🎉

ICLR’25] Two papers will be presented

Tags
Academic
Time
2025/01/22
2 more properties

  One paper has been accepted to ICLR 2025

The International Conference on Learning Representations (ICLR) is one of the major conferences in the field of artificial intelligence. (Accept. rate 30.1%)

  One paper has been invited to ICLR 2025 as poster presentation

Since 2024, ICLR is inviting ~100 TMLR accepted papers within 2 years (~6.61%) with outstanding reviewer scores or AE recommendations as the ICLR’s poster presentation (Link).

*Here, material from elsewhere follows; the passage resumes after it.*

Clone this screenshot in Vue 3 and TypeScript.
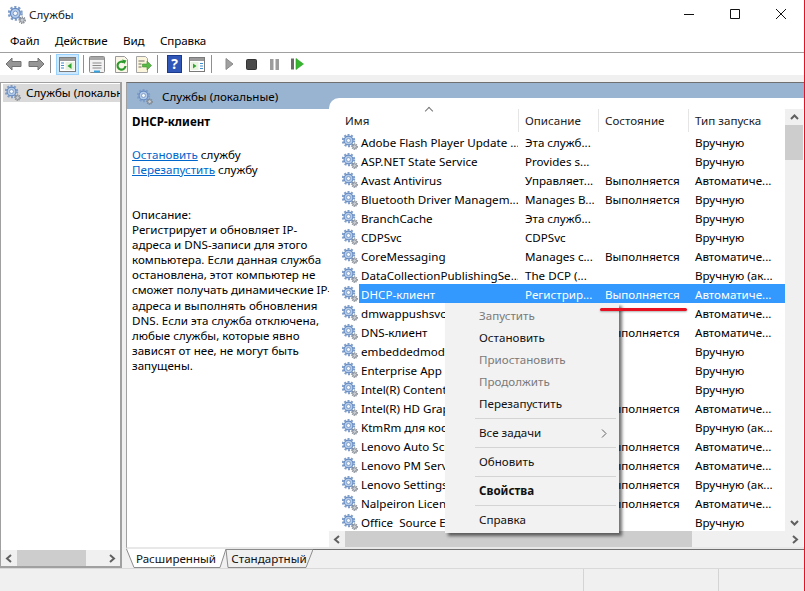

AVHBench: A Cross-Modal Hallucination Benchmark for Audio-Visual Large Language Models

Authors: Kim Sung-Bin* (POSTECH), Oh Hyun-Bin* (POSTECH), JungMok Lee (POSTECH), Arda Senocak (KAIST), Joon Son Chung (KAIST) Tae-Hyun Oh (POSTECH)
Following the success of Large Language Models (LLMs), expanding their boundaries to new modalities represents a significant paradigm shift in multimodal understanding. Human perception is inherently multimodal, relying not only on text but also on auditory and visual cues for a complete understanding of the world. In recognition of this fact, audio-visual LLMs have recently emerged. Despite promising developments, the lack of dedicated benchmarks poses challenges for understanding and evaluating models. In this work, we show that audio-visual LLMs struggle to discern subtle relationships between audio and visual signals, leading to hallucinations, underscoring the need for reliable benchmarks. To address this, we introduce AVHBench, the first comprehensive benchmark specifically designed to evaluate the perception and comprehension capabilities of audio-visual LLMs. Our benchmark includes tests for assessing hallucinations, as well as the cross-modal matching and reasoning abilities of these models. Our results reveal that most existing audio-visual LLMs struggle with hallucinations caused by cross-interactions between modalities, due to their limited capacity to perceive complex multimodal signals and their relationships. Additionally, we demonstrate that simple training with our AVHBench improves robustness of audio-visual LLMs against hallucinations.

A Large-Scale 3D Face Mesh Video Dataset via Neural Re-parameterized Optimization

Authors: Kim Youwang (POSTECH), Lee Hyun* (POSTECH), Kim Sung-Bin* (POSTECH), Suekyeong Nam (KRAFTON), Janghoon Ju (KRAFTON), Tae-Hyun Oh (POSTECH)
Abstract
We propose NeuFace, a 3D face mesh pseudo annotation method on videos via neural re-parameterized optimization. Despite the huge progress in 3D face reconstruction methods, generating reliable 3D face labels for in-the-wild dynamic videos remains challenging. Using NeuFace optimization, we annotate the per-view/-frame accurate and consistent face meshes on large-scale face videos, called the NeuFace-dataset. We investigate how neural re-parameterization helps to reconstruct image-aligned facial details on 3D meshes via gradient analysis. By exploiting the naturalness and diversity of 3D faces in our dataset, we demonstrate the usefulness of our dataset for 3D face-related tasks: improving the reconstruction accuracy of an existing 3D face reconstruction model and learning 3D facial motion prior.